— start —
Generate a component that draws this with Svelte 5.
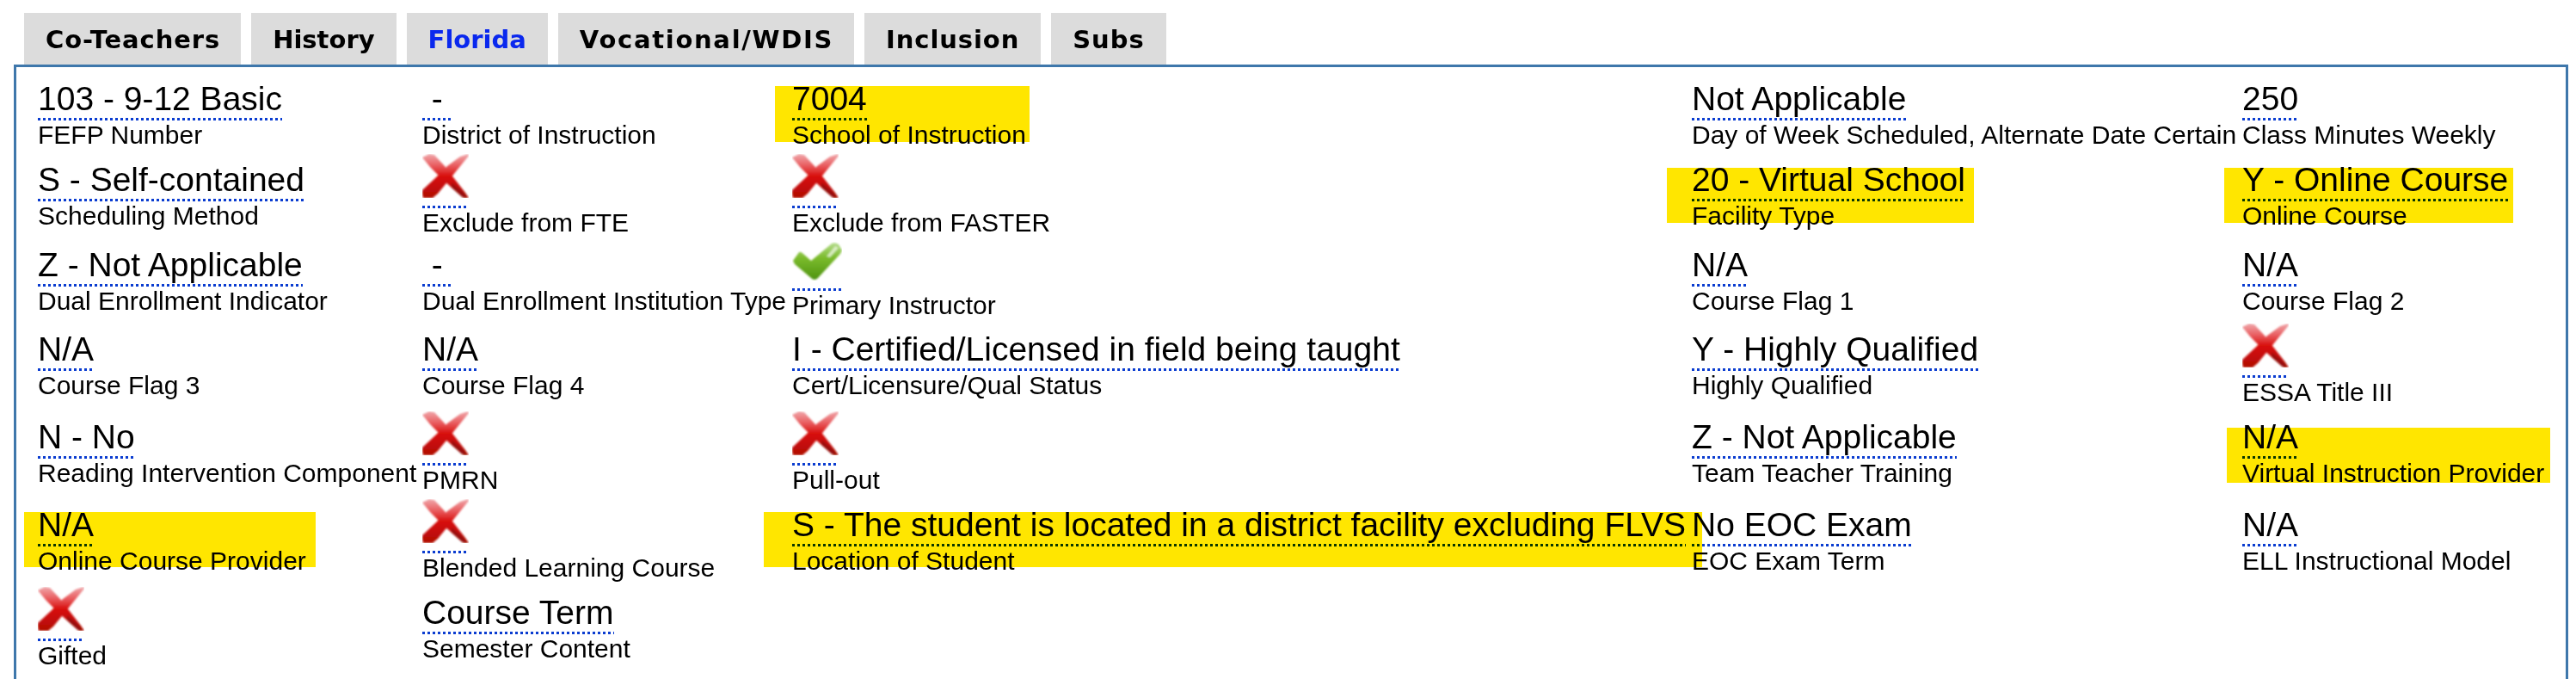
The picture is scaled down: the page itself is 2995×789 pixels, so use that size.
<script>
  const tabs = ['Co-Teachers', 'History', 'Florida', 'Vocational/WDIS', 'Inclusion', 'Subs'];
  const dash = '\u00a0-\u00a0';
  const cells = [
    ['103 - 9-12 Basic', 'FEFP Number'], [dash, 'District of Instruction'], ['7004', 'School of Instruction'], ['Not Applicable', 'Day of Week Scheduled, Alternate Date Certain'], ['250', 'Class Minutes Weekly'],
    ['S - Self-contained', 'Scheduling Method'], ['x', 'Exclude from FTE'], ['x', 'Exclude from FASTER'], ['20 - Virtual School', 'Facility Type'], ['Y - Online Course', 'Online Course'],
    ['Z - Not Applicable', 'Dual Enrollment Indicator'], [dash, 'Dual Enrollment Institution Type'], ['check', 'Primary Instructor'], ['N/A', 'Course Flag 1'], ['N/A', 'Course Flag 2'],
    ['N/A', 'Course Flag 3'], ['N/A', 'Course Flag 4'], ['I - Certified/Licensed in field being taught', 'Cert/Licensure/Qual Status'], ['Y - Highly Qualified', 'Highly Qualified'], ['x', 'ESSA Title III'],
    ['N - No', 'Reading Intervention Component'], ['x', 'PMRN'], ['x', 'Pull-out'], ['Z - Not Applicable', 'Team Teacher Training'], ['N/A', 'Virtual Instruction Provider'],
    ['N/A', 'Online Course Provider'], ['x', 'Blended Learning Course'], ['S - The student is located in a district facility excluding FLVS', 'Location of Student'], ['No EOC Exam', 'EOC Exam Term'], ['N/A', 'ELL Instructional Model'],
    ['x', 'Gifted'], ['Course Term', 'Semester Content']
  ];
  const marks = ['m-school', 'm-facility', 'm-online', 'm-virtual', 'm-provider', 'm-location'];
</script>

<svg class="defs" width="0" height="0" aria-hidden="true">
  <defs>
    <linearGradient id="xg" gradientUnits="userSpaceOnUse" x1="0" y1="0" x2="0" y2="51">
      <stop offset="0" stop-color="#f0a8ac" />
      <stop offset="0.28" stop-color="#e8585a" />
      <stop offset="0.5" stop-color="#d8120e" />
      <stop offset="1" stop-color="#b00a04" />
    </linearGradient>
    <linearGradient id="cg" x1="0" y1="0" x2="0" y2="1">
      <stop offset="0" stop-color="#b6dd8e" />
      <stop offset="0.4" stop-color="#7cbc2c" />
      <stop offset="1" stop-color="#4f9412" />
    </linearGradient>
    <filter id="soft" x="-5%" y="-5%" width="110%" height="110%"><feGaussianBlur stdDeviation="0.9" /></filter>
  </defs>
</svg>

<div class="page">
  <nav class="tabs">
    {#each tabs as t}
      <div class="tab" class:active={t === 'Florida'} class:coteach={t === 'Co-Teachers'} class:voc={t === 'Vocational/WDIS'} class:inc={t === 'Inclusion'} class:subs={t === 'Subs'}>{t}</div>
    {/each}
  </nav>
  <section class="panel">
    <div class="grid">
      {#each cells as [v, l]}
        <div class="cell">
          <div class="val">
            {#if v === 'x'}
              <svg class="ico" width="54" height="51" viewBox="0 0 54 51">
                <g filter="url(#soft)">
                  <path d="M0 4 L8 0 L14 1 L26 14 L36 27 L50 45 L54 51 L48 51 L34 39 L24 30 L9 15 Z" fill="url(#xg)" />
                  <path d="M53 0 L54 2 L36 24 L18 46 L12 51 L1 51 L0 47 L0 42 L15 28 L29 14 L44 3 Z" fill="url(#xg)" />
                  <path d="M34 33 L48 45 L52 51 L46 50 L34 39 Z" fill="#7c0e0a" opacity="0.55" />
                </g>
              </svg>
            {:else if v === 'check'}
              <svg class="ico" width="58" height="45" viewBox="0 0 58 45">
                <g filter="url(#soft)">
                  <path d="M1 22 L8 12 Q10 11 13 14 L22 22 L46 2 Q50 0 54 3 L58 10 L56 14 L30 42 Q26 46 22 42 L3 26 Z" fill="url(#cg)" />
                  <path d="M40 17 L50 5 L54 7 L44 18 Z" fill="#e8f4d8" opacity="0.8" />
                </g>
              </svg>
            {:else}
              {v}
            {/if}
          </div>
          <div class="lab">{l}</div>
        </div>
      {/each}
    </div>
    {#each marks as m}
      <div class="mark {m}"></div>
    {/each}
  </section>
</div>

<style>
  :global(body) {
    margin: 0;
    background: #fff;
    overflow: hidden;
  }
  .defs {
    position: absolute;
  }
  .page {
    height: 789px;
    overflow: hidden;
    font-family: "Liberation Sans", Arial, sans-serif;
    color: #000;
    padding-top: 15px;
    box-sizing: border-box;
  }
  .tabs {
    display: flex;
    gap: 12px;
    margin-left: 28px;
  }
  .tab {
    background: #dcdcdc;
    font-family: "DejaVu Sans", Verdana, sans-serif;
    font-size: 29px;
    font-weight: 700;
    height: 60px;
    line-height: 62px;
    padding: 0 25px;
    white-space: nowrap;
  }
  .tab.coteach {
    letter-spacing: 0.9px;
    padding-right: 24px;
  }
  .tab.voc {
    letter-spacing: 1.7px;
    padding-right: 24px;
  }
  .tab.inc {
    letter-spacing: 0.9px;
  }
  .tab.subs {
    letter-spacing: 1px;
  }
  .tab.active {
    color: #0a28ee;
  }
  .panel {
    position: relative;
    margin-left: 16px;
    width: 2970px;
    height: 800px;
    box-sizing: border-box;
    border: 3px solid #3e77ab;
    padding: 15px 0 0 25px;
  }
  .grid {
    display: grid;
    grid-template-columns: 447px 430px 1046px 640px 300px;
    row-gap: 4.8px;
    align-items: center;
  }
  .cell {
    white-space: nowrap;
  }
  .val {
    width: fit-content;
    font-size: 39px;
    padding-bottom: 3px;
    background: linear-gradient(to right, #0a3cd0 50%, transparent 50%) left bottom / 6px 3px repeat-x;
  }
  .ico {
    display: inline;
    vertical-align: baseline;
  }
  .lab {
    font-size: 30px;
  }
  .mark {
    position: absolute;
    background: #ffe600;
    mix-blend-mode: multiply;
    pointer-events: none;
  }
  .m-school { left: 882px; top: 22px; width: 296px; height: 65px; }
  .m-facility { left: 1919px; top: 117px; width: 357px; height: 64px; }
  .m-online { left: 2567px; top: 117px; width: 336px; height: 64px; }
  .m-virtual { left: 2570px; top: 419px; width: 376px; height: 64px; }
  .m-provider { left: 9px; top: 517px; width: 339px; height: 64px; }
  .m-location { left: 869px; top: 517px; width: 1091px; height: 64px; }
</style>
— end —
— start —
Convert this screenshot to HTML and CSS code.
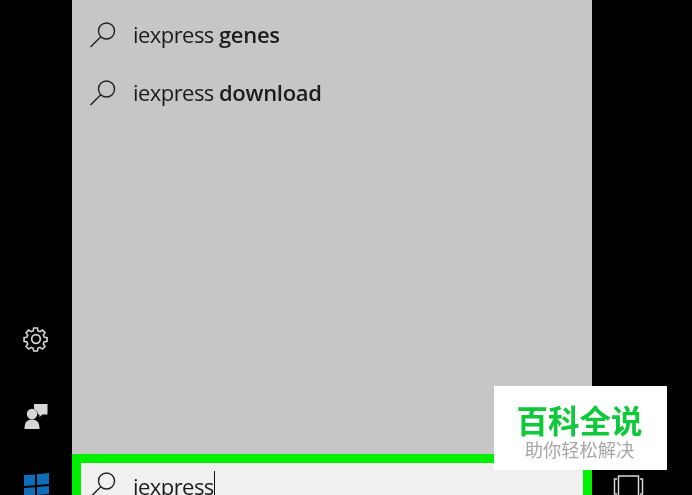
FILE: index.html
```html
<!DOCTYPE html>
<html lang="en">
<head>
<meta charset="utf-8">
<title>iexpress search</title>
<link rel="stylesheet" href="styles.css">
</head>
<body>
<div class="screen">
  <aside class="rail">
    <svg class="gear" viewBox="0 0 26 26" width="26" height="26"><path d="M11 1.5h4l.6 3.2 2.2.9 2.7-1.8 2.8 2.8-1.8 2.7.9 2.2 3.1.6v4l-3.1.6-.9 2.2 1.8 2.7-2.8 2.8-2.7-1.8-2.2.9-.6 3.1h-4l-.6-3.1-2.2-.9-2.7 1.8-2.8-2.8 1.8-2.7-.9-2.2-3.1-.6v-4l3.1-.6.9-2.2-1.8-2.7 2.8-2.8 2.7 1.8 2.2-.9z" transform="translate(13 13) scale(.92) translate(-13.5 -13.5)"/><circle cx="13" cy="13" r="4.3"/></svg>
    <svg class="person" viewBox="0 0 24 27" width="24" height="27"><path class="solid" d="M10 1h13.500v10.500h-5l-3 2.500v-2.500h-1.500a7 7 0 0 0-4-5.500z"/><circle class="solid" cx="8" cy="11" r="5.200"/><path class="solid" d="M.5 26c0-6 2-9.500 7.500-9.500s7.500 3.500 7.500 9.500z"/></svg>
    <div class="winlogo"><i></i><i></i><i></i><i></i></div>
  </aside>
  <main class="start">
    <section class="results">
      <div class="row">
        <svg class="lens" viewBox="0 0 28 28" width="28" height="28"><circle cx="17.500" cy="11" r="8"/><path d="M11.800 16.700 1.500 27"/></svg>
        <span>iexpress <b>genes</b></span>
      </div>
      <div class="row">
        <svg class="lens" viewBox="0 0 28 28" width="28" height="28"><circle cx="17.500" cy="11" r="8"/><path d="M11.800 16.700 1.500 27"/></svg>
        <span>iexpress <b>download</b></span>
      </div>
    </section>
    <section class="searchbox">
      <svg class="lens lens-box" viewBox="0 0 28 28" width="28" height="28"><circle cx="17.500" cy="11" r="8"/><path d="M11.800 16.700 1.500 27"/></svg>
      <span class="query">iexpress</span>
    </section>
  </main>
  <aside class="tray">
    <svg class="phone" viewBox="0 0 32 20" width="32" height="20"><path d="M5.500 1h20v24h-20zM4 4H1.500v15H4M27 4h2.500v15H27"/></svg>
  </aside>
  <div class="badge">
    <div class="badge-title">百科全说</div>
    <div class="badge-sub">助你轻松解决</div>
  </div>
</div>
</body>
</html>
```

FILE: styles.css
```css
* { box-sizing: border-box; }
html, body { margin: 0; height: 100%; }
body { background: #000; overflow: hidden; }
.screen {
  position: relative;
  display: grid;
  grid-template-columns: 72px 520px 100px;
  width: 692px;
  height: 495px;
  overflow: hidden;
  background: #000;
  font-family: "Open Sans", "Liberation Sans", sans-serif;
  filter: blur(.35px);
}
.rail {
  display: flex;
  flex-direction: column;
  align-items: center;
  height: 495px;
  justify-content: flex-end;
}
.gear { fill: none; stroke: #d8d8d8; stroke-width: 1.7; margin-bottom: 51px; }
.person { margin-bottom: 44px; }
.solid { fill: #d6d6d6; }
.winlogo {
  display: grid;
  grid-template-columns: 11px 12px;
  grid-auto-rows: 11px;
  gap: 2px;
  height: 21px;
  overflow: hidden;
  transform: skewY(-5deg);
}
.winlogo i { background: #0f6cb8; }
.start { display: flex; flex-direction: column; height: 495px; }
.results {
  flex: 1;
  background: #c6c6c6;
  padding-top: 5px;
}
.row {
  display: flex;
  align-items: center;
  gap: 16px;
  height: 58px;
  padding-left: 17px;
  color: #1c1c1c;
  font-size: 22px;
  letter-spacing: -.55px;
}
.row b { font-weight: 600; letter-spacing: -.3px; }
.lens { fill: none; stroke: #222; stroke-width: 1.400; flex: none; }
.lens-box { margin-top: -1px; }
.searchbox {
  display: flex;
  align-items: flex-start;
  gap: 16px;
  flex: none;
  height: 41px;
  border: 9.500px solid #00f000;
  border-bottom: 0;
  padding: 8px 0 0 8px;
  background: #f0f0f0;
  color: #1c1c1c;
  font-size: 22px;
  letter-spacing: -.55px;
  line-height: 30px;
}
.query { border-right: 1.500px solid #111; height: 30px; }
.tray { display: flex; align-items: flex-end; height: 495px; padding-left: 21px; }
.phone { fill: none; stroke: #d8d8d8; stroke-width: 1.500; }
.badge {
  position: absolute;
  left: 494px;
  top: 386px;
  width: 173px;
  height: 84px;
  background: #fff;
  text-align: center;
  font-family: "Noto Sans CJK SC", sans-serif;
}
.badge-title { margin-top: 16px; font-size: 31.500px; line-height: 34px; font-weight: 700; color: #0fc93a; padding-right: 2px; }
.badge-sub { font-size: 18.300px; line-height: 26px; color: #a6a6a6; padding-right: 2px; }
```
— end —
* _What is being asked_
From the data, pick out every line that includes "size".

* _Answer to this problem_
The picture is scaled down: the page itself is 2995×789 pixels, so use that size.
    font-size: 29px;
    font-size: 39px;
    font-size: 30px;
  font-size: 22px;
  font-size: 22px;
.badge-title { margin-top: 16px; font-size: 31.500px; line-height: 34px; font-weight: 700; color: #0fc93a; padding-right: 2px; }
.badge-sub { font-size: 18.300px; line-height: 26px; color: #a6a6a6; padding-right: 2px; }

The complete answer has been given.